Q: What kind of reception has the museum received?
K-G: In the whole course of this project, every president of Poland, every minister of culture, and every mayor of the city of Warsaw has supported this project. It didn’t matter what the political party was. There’s been a sense that this project was important not only for Jews but also for Poland and that is remarkable. We’ve had more than a million and a half visitors, 65 per cent of whom, on average, are from Poland. I think it’s a credit to the Polish visitors and to us that they can recognize the history of Polish Jews as their history. That’s astonishing. Now of course, they’re the ones that are coming. We have a museum on wheels that goes out to small communities across Poland and activates interest locally in the Jewish past of their towns. So we’re reaching a much wider audience. The Jewish population in Poland today may be very small, but Jewish presence in Polish consciousness is enormous.

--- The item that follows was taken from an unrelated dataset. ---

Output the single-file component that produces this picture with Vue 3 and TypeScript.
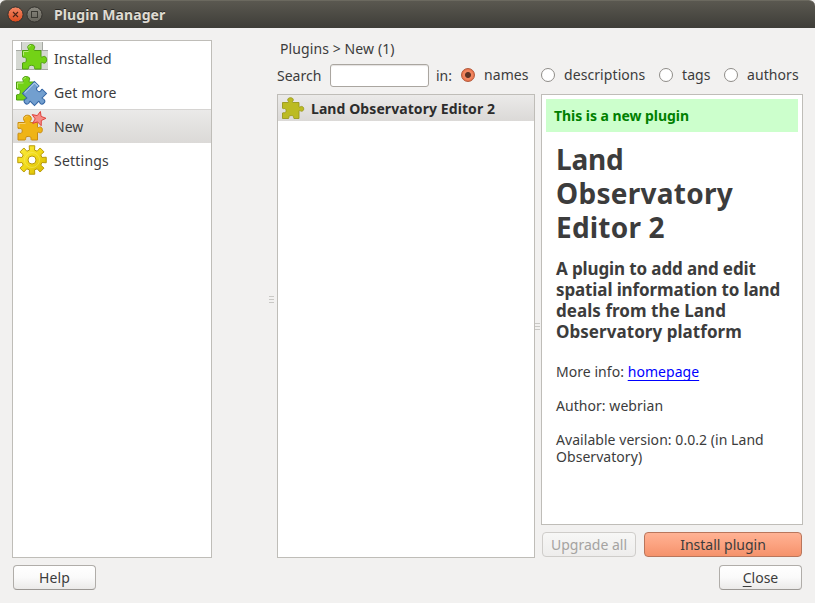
<script setup lang="ts">
import { ref } from 'vue'

type Section = 'Installed' | 'Get more' | 'New' | 'Settings'

const sections: { name: Section; cls: string }[] = [
  { name: 'Installed', cls: 's-installed' },
  { name: 'Get more', cls: 's-more' },
  { name: 'New', cls: 's-new' },
  { name: 'Settings', cls: 's-settings' },
]
const filters = ['names', 'descriptions', 'tags', 'authors']

const active = ref<Section>('New')
const filter = ref('names')
const query = ref('')

// Outline of an eight-toothed cog centred on (16, 16)
function cogPath(): string {
  const pts: string[] = []
  for (let i = 0; i < 8; i++) {
    const mid = i * 45 - 90
    const corners: [number, number][] = [[-14.5, 10.2], [-11, 14.5], [11, 14.5], [14.5, 10.2]]
    for (const [offset, r] of corners) {
      const a = ((mid + offset) * Math.PI) / 180
      pts.push(`${(16 + r * Math.cos(a)).toFixed(2)} ${(16 + r * Math.sin(a)).toFixed(2)}`)
    }
  }
  return `M${pts.join('L')}z`
}
const cog = cogPath()
</script>

<template>
  <div class="window">
    <header class="titlebar">
      <svg class="winbtns" width="44" height="28" viewBox="0 0 44 28">
        <defs>
          <linearGradient id="gclose" x1="0" y1="0" x2="0" y2="1">
            <stop offset="0" stop-color="#f58a68" />
            <stop offset="1" stop-color="#dc4a1c" />
          </linearGradient>
          <linearGradient id="gmax" x1="0" y1="0" x2="0" y2="1">
            <stop offset="0" stop-color="#8b8980" />
            <stop offset="1" stop-color="#65635b" />
          </linearGradient>
        </defs>
        <circle cx="15.5" cy="14.5" r="7.6" fill="url(#gclose)" stroke="#34322d" />
        <path d="M13 12l5 5M18 12l-5 5" stroke="#4a2417" stroke-width="1.1" />
        <circle cx="34.500" cy="14.5" r="7.6" fill="url(#gmax)" stroke="#34322d" />
        <rect x="31.5" y="11.5" width="6" height="6" fill="none" stroke="#3a3933" />
      </svg>
      <span class="title">Plugin Manager</span>
    </header>

    <main class="body">
      <nav class="sidebar">
        <div
          v-for="s in sections"
          :key="s.name"
          class="section"
          :class="[s.cls, { active: active === s.name }]"
          @click="active = s.name"
        >
          <svg v-if="s.name === 'Installed'" class="icon" viewBox="0 0 32 32">
            <path d="M5 0h21v8h6v20H0V8h5z" fill="#d5d8d2" />
            <path d="M5.500 0v8M26.500 0v8M0 8.500h32M0 27.500h32" stroke="#a5a8a2" fill="none" />
            <path
              d="M6.500 8.500H12c1-.8.300-1.600-.1-2.500C11.200 4 13 2.500 15.200 2.500S19.300 4 18.600 6c-.4.900-1.100 1.700-.1 2.500h6.500v6c.8.900 1.500.4 2.400 0 1.800-.7 3.300 1.100 3.300 3.300s-1.500 3.900-3.300 3.200c-.9-.4-1.600-.8-2.400 0v6h-6c-1.200-.6.100-2-.9-2.900-1.200-1-4-1-5.100 0-1 .9.400 2.300-.9 2.900H6.500v-6c.8-.8 1.800-.1 2.800-.6 1.400-.9 1.400-4.100 0-4.900-1-.5-2 .2-2.800-.6z"
              fill="#73d216" stroke="#4f9e12"
            />
            <path d="M7.500 13.500v-4h5M15 3.500c-1.500 0-2.400 1-2.300 2" stroke="#b7ee78" fill="none" />
          </svg>

          <svg v-else-if="s.name === 'Get more'" class="icon" viewBox="0 0 32 32">
            <path
              d="M.5 6H7c.8-.8-.3-2-.3-3C7 1.200 8.300.5 10.200.5s3.300.7 3.500 2.500c0 1-1 2.200-.3 3h5.100v18H.5v-5c1-1 2 0 3-.8 1.200-1.200 1-3.600 0-4.600-1-.7-2 .2-3-.6z"
              fill="#73d216" stroke="#4f9e12"
            />
            <path d="M1.500 12V7h6M10 1.600c-1.400 0-2.200.7-2.300 1.700" stroke="#b7ee78" fill="none" />
            <g transform="rotate(45 18.500 17.500)">
              <path
                d="M10 9h6.300c.7.700-.2 1.300-.2 2.300 0 1.400 1.100 2.200 2.500 2.200s2.500-.8 2.500-2.200c0-1-.9-1.600-.2-2.300H27v6.300c.7.700 1.400-.3 2.500-.3 1.500 0 2.500 1.200 2.500 2.700s-1 2.700-2.500 2.700c-1.100 0-1.800-1-2.500-.3V26h-6c-.7.700.3 1.400.3 2.500 0 1.500-1.200 2.500-2.700 2.500s-2.700-1-2.700-2.500c0-1.100 1-1.800.3-2.500H10z"
                fill="#729fcf" stroke="#3465a4"
              />
              <path d="M11 24V10h5" stroke="#b4d0ee" fill="none" />
            </g>
          </svg>

          <svg v-else-if="s.name === 'New'" class="icon" viewBox="0 0 32 32">
            <path
              d="M2 12.500h6.500c1-1-1.200-2-1-4 .2-2.300 2-3.300 3.900-3.300s3.700 1 3.900 3.300c.2 2-2 3-1 4h7.200v4.700c1 1 1.800-.3 3-.2 1.500.2 2 1.800 1.800 3.400-.2 1.700-1.200 2.600-2.700 2.300-.8-.2-1.300-.8-2.100-.2V30h-6c-1.200-.7.200-2-.9-2.900-1.200-.9-3.500-.9-4.600 0-1.100.9.400 2.200-.9 2.900H2v-6.500c1-.8 2 .2 3.200-.3 1.400-.8 1.400-3.700 0-4.500-1.200-.6-2.200.4-3.200-.4z"
              fill="#efb416" stroke="#c88b10"
            />
            <path d="M3 17v-3.500h6.500M11.400 6.300c-1.600 0-2.800.8-2.900 2.200" stroke="#f7d06a" fill="none" />
            <path
              d="M24.400 1.500L25.100 6.400 30 8.300 25.300 10.500 25.200 15.700 21.600 11.900 16.700 13.400 19.200 8.900 16.200 4.600 21.300 5.600z"
              fill="#f58d87" stroke="#e0423c" stroke-linejoin="round"
            />
          </svg>

          <svg v-else class="icon" viewBox="0 0 32 32">
            <defs>
              <linearGradient id="ggear" x1="0" y1="0" x2="1" y2="1">
                <stop offset="0" stop-color="#fcee45" />
                <stop offset=".5" stop-color="#f0d916" />
                <stop offset="1" stop-color="#d3b400" />
              </linearGradient>
            </defs>
            <path :d="cog" fill="url(#ggear)" stroke="#b89a08" stroke-linejoin="round" />
            <circle cx="16" cy="16" r="7.500" fill="none" stroke="#f9ec78" stroke-width=".8" opacity=".6" />
            <circle cx="16" cy="16" r="4" fill="#fff" stroke="#b89a08" />
          </svg>
          <span>{{ s.name }}</span>
        </div>
      </nav>

      <svg class="grip" width="5" height="8" viewBox="0 0 5 8">
        <path d="M0 .5h5M0 3.500h5M0 6.500h5" stroke="#c9c8c5" />
      </svg>

      <section class="content">
        <div class="crumb">Plugins &gt; New (1)</div>
        <div class="search">
          <label class="lab" for="query">Search</label>
          <input id="query" v-model="query" class="field" type="text" />
          <span class="in">in:</span>
          <span v-for="f in filters" :key="f" class="opt" :class="'o-' + f" @click="filter = f">
            <i class="radio" :class="{ on: filter === f }"></i>
            <span class="olabel">{{ f }}</span>
          </span>
        </div>

        <div class="panes">
          <div class="list">
            <div class="row">
              <svg width="24" height="24" viewBox="0 0 24 24">
                <path
                  d="M1.500 6.500h5.800c.8-.9-.6-1.600-.6-2.600C6.800 2.400 8 1.700 9.500 1.700s2.700.7 2.800 2.200c0 1-1.400 1.700-.6 2.600h6.300v4.300c.9.800 1.300-.4 2.500-.4 1.500.1 2.200 1 2.200 2.400s-.7 2.300-2.200 2.400c-1.200 0-1.600-1.200-2.500-.4v7.700h-5c-1-.6.200-1.600-.7-2.400-1-.7-3.200-.7-4.100 0-.9.800.3 1.800-.7 2.400h-6v-5.500c.9-.8 1.700.1 2.700-.4 1.200-.8 1.200-3.100 0-3.900-1-.5-1.800.4-2.700-.4z"
                  fill="#bcbb22" stroke="#99981c" stroke-width=".9"
                />
              </svg>
              <span>Land Observatory Editor 2</span>
            </div>
          </div>

          <svg class="grip2" width="5" height="8" viewBox="0 0 5 8">
            <path d="M0 .5h5M0 3.500h5M0 6.500h5" stroke="#c9c8c5" />
          </svg>

          <div class="detail">
            <article class="info">
              <div class="banner">This is a new plugin</div>
              <h1>
                <span class="h1a">Land</span>
                <span class="h1b">Observatory</span>
                <span class="h1c">Editor 2</span>
              </h1>
              <h3>
                <span class="tight">A plugin to add and edit</span>
                <span class="tight">spatial information to land</span>
                <span class="loose">deals from the Land</span>
                <span class="loose">Observatory platform</span>
              </h3>
              <p class="more">More info: <a>homepage</a></p>
              <p class="author">Author: webrian</p>
              <p class="version"><span>Available version: 0.0.2 (in Land</span><span>Observatory)</span></p>
            </article>
            <div class="actions">
              <button class="btn upgrade" disabled>Upgrade all</button>
              <button class="btn install">Install plugin</button>
            </div>
          </div>
        </div>
      </section>
    </main>

    <footer class="footer">
      <button class="btn help">Help</button>
      <button class="btn close"><u>C</u>lose</button>
    </footer>
  </div>
</template>

<style>
body { margin: 0; background: #f2f1f0; }
</style>

<style scoped>
* { box-sizing: border-box; }
.window {
  width: 815px; height: 603px; overflow: hidden;
  background: #f2f1f0; color: #3c3c3c;
  font: 14px/17px "Noto Sans", sans-serif;
  white-space: nowrap;
}
.titlebar {
  height: 28px; display: flex; align-items: center;
  background: linear-gradient(#5a5850, #3e3d38);
  border-radius: 6px 6px 0 0; border-top: 1px solid #6b695f;
  color: #dfdbd2; font-weight: 700; letter-spacing: .08px;
}
.winbtns { display: block; margin-top: -1px; }
.title { margin-left: 10px; text-shadow: 0 -1px #2b2a26; }
.body { display: flex; height: 530px; padding: 12px 12px 0; }
.sidebar { width: 200px; height: 518px; background: #fff; border: 1px solid #bfbdb8; flex: none; }
.section { height: 34px; display: flex; align-items: center; padding-left: 3px; gap: 6px; }
.section.active {
  background: linear-gradient(#ebeae9, #dbd9d7);
  box-shadow: inset 0 1px #d6d4d2;
}
.icon { width: 32px; height: 32px; flex: none; }
.section span { padding-top: 1px; }
.s-installed span, .s-more span { letter-spacing: .1px; }
.s-settings span { letter-spacing: .22px; }
.grip { flex: none; margin: 256px 3px 0 57px; }
.content { width: 526px; flex: none; }
.crumb { height: 20px; padding: 0 0 0 3px; line-height: 18px; letter-spacing: .1px; }
.search { height: 30px; display: flex; align-items: center; margin-bottom: 4px; }
.lab { width: 53px; }
.field {
  width: 99px; height: 23px; padding: 0 4px; background: #fff; font: inherit; outline: none;
  border: 1px solid #aaa6a0; border-radius: 3px; box-shadow: inset 0 1px 1px #e4e2e0;
}
.in { margin-left: 7px; width: 25px; }
.opt { display: flex; align-items: center; }
.olabel { position: relative; top: -.5px; letter-spacing: .08px; }
.o-names { width: 80px; }
.o-descriptions { width: 118px; }
.o-tags { width: 65px; }
.radio {
  width: 14px; height: 14px; border-radius: 50%; border: 1px solid #8f8c88;
  background: #fff; flex: none; margin-right: 9px;
}
.radio.on {
  border-color: #b2593a;
  background: radial-gradient(circle, #5c3224 0 2.500px, #f0855f 3.500px 4.500px, #e96f48 6px);
}
.panes { display: flex; }
.list { width: 258px; height: 464px; flex: none; background: #fff; border: 1px solid #bfbdb8; }
.row {
  height: 26px; display: flex; align-items: center; padding-left: 3px; gap: 6px;
  background: linear-gradient(#ebeae9, #dbd9d7); font-weight: 700; color: #2c2c2c;
  letter-spacing: .08px;
}
.row span { padding-top: 1px; }
.grip2 { flex: none; margin: 229px 1px 0 0; }
.detail { width: 262px; flex: none; }
.info { height: 431px; background: #fff; border: 1px solid #bfbdb8; padding: 4px; }
.banner {
  height: 33px; background: #ccffcc; color: #008000; font-weight: 700;
  padding: 8px 8px 0; letter-spacing: -.05px;
}
h1 { margin: 10px 0 0 10px; font-size: 28px; line-height: 34px; font-weight: 700; }
h1 span, h3 span, .version span { display: block; }
.h1a { letter-spacing: -.2px; }
.h1b { letter-spacing: .27px; }
.h1c { letter-spacing: .2px; }
h3 { margin: 14px 0 0 10px; font-size: 17px; line-height: 21px; font-weight: 700; }
.tight { letter-spacing: -.12px; }
.loose { letter-spacing: .05px; }
p { margin: 17px 0 0 10px; letter-spacing: .05px; }
.more { margin-top: 21px; }
a { color: #0000ff; text-decoration: underline; text-underline-offset: 3px; }
.actions { display: flex; justify-content: space-between; padding: 7px 1px 0; }
.btn {
  height: 25px; padding: 0; font: inherit; color: #3c3c3c; border: 1px solid #b0ada9; border-bottom-color: #9b9894;
  border-radius: 4px; background: linear-gradient(#fff, #fafafa 50%, #ebeae9);
}
.upgrade { width: 94px; color: #a5a3a1; border-color: #cfcdca; background: linear-gradient(#f7f7f6, #eeedec); }
.install { width: 158px; border-color: #b9765c; background: linear-gradient(#ffb294, #fca482 45%, #f5926b); }
.footer { display: flex; justify-content: space-between; padding: 7px 13px 0; }
.help, .close { width: 83px; }
.help { letter-spacing: .1px; }
u { text-underline-offset: 3px; }
</style>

Q: What is Jewish life in Poland like today?
K-G: Before the war, 30 and 40 per cent of the population of the Second Polish Republic was not ethnically Polish. They were Ukrainian, Belarusian, Lithuanian, German, and Jewish, among others, whereas in Poland today, less than four per cent are not ethnically Polish. Poland went from being one of the most diverse countries in Europe to one of the most homogeneous and from being home to the largest Jewish community in Europe to being home to one of the smallest. What’s really fascinating is the renewal of Jewish life that’s taking place in Poland today — albeit on a small scale. It began in the late ’70s under communism as a kind of counter-cultural aspect of the opposition, and nobody knew whether anything would come of it. Today in Warsaw, Kraków, Wroclaw, and other cities in Poland, there’s a lot happening in terms of artistic and cultural life, and there are many Jewish organizations.